◆ **Prompt**: All of the material should be reproduced exactly, with pictures left out.

◆ **Raw data**:
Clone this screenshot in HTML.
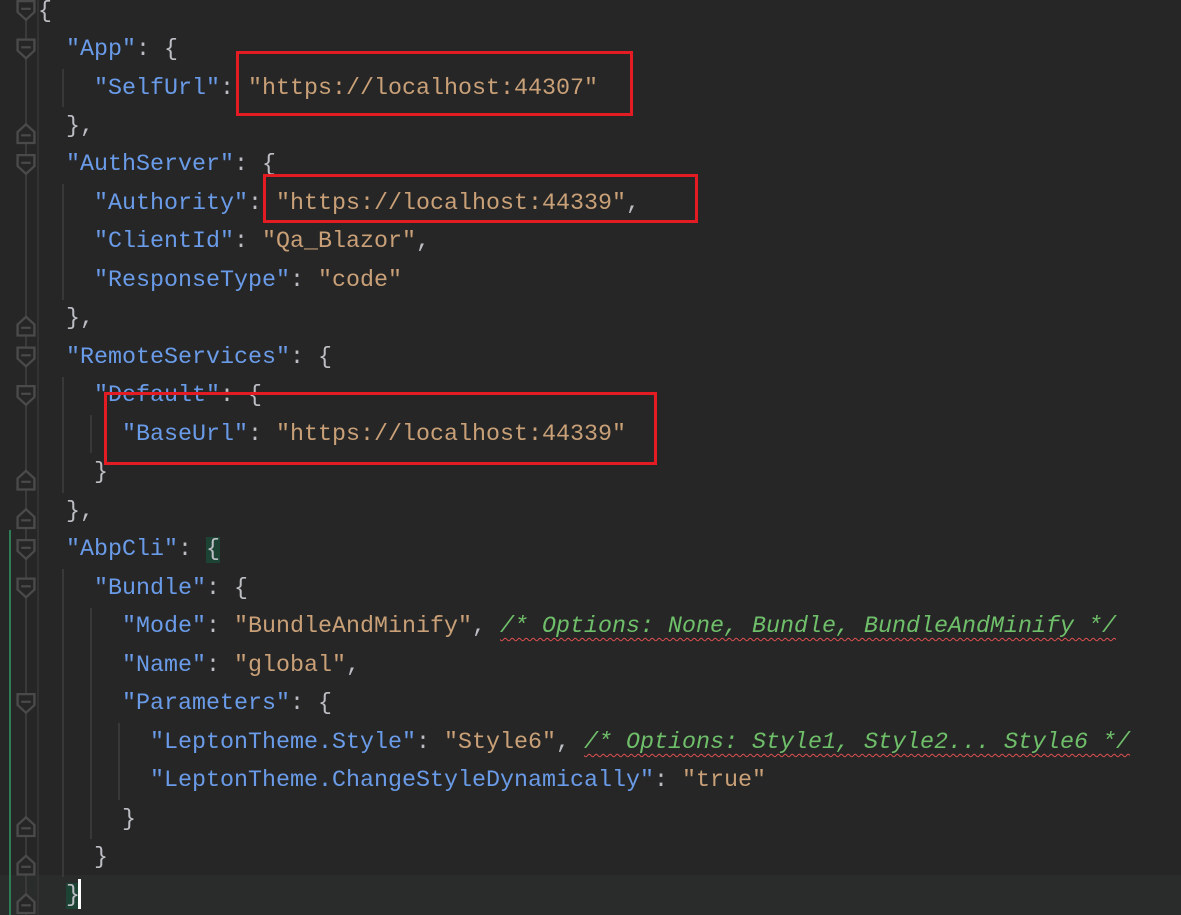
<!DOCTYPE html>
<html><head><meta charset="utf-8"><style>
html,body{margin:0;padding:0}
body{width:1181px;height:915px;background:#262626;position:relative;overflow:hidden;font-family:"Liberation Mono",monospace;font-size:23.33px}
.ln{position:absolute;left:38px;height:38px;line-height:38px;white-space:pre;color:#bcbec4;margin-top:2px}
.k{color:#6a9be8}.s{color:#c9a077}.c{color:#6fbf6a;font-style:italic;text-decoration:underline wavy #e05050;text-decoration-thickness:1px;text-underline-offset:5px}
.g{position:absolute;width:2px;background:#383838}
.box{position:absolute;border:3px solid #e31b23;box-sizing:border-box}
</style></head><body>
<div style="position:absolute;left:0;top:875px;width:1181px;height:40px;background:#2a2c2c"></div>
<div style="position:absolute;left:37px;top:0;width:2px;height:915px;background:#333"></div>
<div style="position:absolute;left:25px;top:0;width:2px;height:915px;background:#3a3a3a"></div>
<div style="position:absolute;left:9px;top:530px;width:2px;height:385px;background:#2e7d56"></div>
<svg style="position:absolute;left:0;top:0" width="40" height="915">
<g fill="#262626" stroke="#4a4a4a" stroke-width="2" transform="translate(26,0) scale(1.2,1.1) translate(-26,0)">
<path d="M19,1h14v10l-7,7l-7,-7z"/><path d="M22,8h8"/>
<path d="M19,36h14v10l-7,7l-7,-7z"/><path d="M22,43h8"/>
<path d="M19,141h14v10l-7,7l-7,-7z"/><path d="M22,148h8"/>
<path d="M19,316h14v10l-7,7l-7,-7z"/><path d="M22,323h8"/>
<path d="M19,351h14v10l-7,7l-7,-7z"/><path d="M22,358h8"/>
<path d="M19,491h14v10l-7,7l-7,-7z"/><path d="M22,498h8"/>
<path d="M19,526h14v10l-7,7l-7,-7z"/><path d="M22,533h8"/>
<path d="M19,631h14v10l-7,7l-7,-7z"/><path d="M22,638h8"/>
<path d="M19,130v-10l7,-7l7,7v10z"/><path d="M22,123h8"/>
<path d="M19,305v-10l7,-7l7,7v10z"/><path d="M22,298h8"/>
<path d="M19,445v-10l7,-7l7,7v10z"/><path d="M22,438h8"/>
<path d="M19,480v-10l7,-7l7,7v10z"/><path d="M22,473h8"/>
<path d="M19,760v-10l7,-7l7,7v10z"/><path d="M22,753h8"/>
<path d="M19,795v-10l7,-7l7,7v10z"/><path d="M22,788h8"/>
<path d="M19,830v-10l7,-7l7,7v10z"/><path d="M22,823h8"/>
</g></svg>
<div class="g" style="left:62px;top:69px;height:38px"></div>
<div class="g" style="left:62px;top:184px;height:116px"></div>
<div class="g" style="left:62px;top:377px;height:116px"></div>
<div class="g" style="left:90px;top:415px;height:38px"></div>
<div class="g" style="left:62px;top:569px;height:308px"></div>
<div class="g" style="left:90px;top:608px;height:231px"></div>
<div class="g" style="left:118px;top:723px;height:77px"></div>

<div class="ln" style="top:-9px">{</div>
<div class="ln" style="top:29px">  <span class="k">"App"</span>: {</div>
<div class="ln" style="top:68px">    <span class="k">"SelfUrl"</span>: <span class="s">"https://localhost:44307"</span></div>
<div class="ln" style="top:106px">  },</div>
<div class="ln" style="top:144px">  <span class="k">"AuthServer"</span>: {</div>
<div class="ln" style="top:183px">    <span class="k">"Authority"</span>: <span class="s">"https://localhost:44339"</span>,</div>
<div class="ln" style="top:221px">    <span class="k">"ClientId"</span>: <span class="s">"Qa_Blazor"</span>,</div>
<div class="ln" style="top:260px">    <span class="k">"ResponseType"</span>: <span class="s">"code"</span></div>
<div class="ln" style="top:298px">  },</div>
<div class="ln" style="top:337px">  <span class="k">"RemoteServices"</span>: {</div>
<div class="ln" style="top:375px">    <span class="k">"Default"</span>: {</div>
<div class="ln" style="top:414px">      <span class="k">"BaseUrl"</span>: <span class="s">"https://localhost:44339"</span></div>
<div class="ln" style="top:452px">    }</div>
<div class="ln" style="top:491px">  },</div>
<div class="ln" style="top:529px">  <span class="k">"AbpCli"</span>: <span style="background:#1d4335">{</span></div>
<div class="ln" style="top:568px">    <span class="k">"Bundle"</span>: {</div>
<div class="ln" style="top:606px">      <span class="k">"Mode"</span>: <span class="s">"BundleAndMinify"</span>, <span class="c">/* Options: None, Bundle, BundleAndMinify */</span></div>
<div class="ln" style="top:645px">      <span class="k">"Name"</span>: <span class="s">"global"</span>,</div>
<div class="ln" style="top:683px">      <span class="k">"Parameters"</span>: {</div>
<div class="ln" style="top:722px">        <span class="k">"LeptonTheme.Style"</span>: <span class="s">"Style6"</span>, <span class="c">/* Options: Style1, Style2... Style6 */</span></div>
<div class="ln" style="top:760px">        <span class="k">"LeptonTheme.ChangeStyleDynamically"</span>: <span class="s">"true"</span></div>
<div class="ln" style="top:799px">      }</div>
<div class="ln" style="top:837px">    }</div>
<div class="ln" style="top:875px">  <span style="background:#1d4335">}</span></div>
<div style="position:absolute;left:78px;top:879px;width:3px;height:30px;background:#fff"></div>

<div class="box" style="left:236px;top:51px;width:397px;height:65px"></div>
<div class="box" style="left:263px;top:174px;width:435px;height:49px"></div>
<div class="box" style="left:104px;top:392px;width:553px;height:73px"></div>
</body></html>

◆ **Task response**:
Clone this screenshot in HTML.
<!DOCTYPE html>
<html><head><meta charset="utf-8"><style>
html,body{margin:0;padding:0}
body{width:1181px;height:915px;background:#262626;position:relative;overflow:hidden;font-family:"Liberation Mono",monospace;font-size:23.33px}
.ln{position:absolute;left:38px;height:38px;line-height:38px;white-space:pre;color:#bcbec4;margin-top:2px}
.k{color:#6a9be8}.s{color:#c9a077}.c{color:#6fbf6a;font-style:italic;text-decoration:underline wavy #e05050;text-decoration-thickness:1px;text-underline-offset:5px}
.g{position:absolute;width:2px;background:#383838}
.box{position:absolute;border:3px solid #e31b23;box-sizing:border-box}
</style></head><body>
<div style="position:absolute;left:0;top:875px;width:1181px;height:40px;background:#2a2c2c"></div>
<div style="position:absolute;left:37px;top:0;width:2px;height:915px;background:#333"></div>
<div style="position:absolute;left:25px;top:0;width:2px;height:915px;background:#3a3a3a"></div>
<div style="position:absolute;left:9px;top:530px;width:2px;height:385px;background:#2e7d56"></div>
<svg style="position:absolute;left:0;top:0" width="40" height="915">
<g fill="#262626" stroke="#4a4a4a" stroke-width="2" transform="translate(26,0) scale(1.2,1.1) translate(-26,0)">
<path d="M19,1h14v10l-7,7l-7,-7z"/><path d="M22,8h8"/>
<path d="M19,36h14v10l-7,7l-7,-7z"/><path d="M22,43h8"/>
<path d="M19,141h14v10l-7,7l-7,-7z"/><path d="M22,148h8"/>
<path d="M19,316h14v10l-7,7l-7,-7z"/><path d="M22,323h8"/>
<path d="M19,351h14v10l-7,7l-7,-7z"/><path d="M22,358h8"/>
<path d="M19,491h14v10l-7,7l-7,-7z"/><path d="M22,498h8"/>
<path d="M19,526h14v10l-7,7l-7,-7z"/><path d="M22,533h8"/>
<path d="M19,631h14v10l-7,7l-7,-7z"/><path d="M22,638h8"/>
<path d="M19,130v-10l7,-7l7,7v10z"/><path d="M22,123h8"/>
<path d="M19,305v-10l7,-7l7,7v10z"/><path d="M22,298h8"/>
<path d="M19,445v-10l7,-7l7,7v10z"/><path d="M22,438h8"/>
<path d="M19,480v-10l7,-7l7,7v10z"/><path d="M22,473h8"/>
<path d="M19,760v-10l7,-7l7,7v10z"/><path d="M22,753h8"/>
<path d="M19,795v-10l7,-7l7,7v10z"/><path d="M22,788h8"/>
<path d="M19,830v-10l7,-7l7,7v10z"/><path d="M22,823h8"/>
</g></svg>
<div class="g" style="left:62px;top:69px;height:38px"></div>
<div class="g" style="left:62px;top:184px;height:116px"></div>
<div class="g" style="left:62px;top:377px;height:116px"></div>
<div class="g" style="left:90px;top:415px;height:38px"></div>
<div class="g" style="left:62px;top:569px;height:308px"></div>
<div class="g" style="left:90px;top:608px;height:231px"></div>
<div class="g" style="left:118px;top:723px;height:77px"></div>

<div class="ln" style="top:-9px">{</div>
<div class="ln" style="top:29px">  <span class="k">"App"</span>: {</div>
<div class="ln" style="top:68px">    <span class="k">"SelfUrl"</span>: <span class="s">"https://localhost:44307"</span></div>
<div class="ln" style="top:106px">  },</div>
<div class="ln" style="top:144px">  <span class="k">"AuthServer"</span>: {</div>
<div class="ln" style="top:183px">    <span class="k">"Authority"</span>: <span class="s">"https://localhost:44339"</span>,</div>
<div class="ln" style="top:221px">    <span class="k">"ClientId"</span>: <span class="s">"Qa_Blazor"</span>,</div>
<div class="ln" style="top:260px">    <span class="k">"ResponseType"</span>: <span class="s">"code"</span></div>
<div class="ln" style="top:298px">  },</div>
<div class="ln" style="top:337px">  <span class="k">"RemoteServices"</span>: {</div>
<div class="ln" style="top:375px">    <span class="k">"Default"</span>: {</div>
<div class="ln" style="top:414px">      <span class="k">"BaseUrl"</span>: <span class="s">"https://localhost:44339"</span></div>
<div class="ln" style="top:452px">    }</div>
<div class="ln" style="top:491px">  },</div>
<div class="ln" style="top:529px">  <span class="k">"AbpCli"</span>: <span style="background:#1d4335">{</span></div>
<div class="ln" style="top:568px">    <span class="k">"Bundle"</span>: {</div>
<div class="ln" style="top:606px">      <span class="k">"Mode"</span>: <span class="s">"BundleAndMinify"</span>, <span class="c">/* Options: None, Bundle, BundleAndMinify */</span></div>
<div class="ln" style="top:645px">      <span class="k">"Name"</span>: <span class="s">"global"</span>,</div>
<div class="ln" style="top:683px">      <span class="k">"Parameters"</span>: {</div>
<div class="ln" style="top:722px">        <span class="k">"LeptonTheme.Style"</span>: <span class="s">"Style6"</span>, <span class="c">/* Options: Style1, Style2... Style6 */</span></div>
<div class="ln" style="top:760px">        <span class="k">"LeptonTheme.ChangeStyleDynamically"</span>: <span class="s">"true"</span></div>
<div class="ln" style="top:799px">      }</div>
<div class="ln" style="top:837px">    }</div>
<div class="ln" style="top:875px">  <span style="background:#1d4335">}</span></div>
<div style="position:absolute;left:78px;top:879px;width:3px;height:30px;background:#fff"></div>

<div class="box" style="left:236px;top:51px;width:397px;height:65px"></div>
<div class="box" style="left:263px;top:174px;width:435px;height:49px"></div>
<div class="box" style="left:104px;top:392px;width:553px;height:73px"></div>
</body></html>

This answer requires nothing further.